## [What the task asks]
Find how many lines in the material hold the word "this", then state that number and nothing more.
══ Records shown ══
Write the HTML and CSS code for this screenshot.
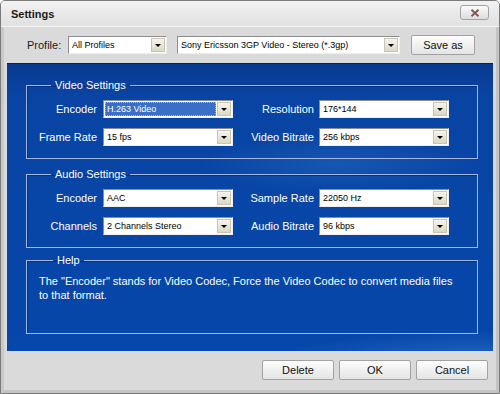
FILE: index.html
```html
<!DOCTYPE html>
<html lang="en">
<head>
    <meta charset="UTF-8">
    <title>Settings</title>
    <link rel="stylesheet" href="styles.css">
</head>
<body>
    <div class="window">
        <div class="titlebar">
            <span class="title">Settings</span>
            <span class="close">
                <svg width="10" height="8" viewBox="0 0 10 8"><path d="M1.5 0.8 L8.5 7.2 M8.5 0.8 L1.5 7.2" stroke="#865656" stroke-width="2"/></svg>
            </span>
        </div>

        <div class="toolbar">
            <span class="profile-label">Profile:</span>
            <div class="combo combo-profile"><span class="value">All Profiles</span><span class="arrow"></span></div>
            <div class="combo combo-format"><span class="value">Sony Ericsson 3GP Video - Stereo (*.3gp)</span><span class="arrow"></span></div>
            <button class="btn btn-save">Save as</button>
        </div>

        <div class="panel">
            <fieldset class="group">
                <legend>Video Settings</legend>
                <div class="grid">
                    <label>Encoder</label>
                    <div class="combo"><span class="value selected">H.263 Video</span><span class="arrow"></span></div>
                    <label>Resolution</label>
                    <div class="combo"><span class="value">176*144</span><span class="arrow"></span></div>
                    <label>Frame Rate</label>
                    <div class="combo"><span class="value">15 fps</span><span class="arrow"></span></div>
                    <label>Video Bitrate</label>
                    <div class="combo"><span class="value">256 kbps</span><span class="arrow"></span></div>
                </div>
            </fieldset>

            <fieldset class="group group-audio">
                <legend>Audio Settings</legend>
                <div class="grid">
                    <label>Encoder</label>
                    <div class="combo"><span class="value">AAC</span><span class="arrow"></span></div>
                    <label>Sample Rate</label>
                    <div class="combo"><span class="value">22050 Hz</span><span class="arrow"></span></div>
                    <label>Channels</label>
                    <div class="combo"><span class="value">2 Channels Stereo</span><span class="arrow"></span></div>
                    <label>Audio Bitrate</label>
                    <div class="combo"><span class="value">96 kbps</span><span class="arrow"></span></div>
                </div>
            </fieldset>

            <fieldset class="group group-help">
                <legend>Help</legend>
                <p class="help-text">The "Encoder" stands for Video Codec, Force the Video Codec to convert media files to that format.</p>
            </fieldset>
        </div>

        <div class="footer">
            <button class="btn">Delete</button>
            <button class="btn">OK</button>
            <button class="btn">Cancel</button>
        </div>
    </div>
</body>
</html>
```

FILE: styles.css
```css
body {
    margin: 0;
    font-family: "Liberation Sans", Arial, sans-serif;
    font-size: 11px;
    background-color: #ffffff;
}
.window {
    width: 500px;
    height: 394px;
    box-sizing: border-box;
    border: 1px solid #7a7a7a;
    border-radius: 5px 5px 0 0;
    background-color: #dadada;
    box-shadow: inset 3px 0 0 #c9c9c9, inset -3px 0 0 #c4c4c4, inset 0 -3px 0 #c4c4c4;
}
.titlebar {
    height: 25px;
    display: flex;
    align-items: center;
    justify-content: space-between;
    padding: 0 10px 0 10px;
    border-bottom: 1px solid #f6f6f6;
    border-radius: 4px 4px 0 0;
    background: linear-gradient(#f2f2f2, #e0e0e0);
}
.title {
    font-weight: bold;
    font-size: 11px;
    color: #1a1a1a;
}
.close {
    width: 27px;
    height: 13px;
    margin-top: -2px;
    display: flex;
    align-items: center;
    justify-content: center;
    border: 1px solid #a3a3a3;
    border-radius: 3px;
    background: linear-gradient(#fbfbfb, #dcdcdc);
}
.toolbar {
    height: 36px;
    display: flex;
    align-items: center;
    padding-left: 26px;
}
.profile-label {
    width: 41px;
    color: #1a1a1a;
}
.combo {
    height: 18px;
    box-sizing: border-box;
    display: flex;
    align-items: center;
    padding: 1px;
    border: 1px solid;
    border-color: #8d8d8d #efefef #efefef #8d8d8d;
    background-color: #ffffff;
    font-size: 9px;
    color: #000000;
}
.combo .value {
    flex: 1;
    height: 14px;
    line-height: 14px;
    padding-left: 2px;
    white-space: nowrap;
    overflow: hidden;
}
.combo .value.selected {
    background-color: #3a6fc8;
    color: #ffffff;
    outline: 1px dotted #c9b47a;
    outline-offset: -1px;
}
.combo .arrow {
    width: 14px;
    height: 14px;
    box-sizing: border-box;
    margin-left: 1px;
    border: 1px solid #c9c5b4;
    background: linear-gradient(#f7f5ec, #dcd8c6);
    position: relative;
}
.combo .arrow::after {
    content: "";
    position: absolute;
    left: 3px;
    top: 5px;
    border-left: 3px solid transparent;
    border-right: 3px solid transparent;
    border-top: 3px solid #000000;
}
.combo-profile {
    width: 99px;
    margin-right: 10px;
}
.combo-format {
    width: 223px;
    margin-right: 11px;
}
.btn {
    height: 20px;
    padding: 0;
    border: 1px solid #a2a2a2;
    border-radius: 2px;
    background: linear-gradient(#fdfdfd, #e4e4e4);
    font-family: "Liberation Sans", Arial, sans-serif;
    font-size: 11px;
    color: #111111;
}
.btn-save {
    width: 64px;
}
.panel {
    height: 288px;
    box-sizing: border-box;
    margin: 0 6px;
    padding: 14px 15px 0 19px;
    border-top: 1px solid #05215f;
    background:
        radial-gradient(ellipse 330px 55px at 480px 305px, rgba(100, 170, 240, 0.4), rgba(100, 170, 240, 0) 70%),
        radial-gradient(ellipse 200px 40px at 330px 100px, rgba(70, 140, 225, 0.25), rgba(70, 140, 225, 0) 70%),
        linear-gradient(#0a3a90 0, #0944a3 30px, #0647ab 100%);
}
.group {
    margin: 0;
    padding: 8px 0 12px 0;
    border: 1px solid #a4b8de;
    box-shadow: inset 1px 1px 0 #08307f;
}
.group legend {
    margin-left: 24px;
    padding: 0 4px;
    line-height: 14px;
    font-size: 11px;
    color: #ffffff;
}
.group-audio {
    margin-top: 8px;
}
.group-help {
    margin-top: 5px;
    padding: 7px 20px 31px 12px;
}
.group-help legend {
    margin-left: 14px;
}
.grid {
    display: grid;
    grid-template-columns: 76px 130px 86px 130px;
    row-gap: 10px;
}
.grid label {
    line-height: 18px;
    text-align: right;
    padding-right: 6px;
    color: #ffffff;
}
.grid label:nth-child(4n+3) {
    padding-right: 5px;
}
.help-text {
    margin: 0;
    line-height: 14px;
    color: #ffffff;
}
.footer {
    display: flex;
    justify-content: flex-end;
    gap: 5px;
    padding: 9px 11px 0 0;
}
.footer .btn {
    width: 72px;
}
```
═══
══ Records shown ══
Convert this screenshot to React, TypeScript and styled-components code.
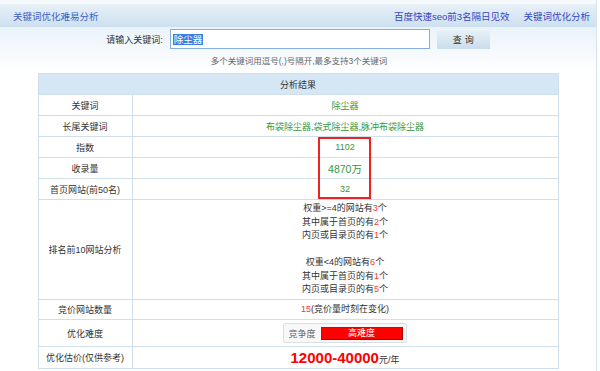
═══
══ Records shown ══
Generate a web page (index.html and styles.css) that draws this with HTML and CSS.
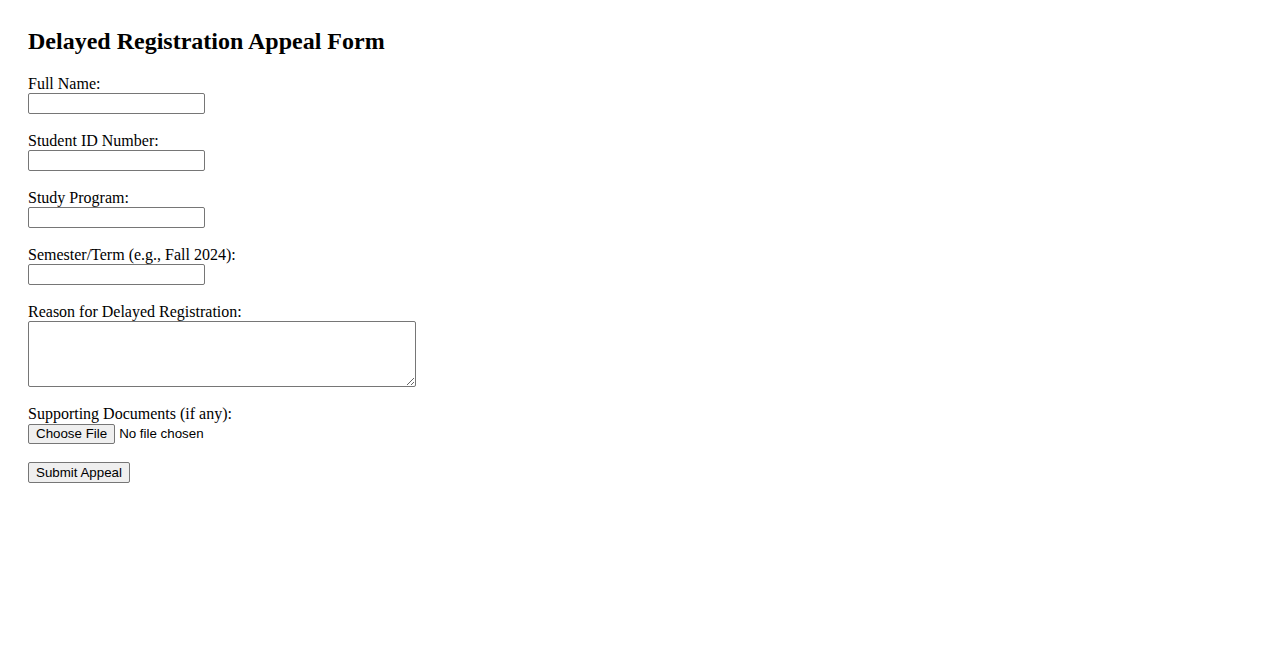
═══
## [The answer]
3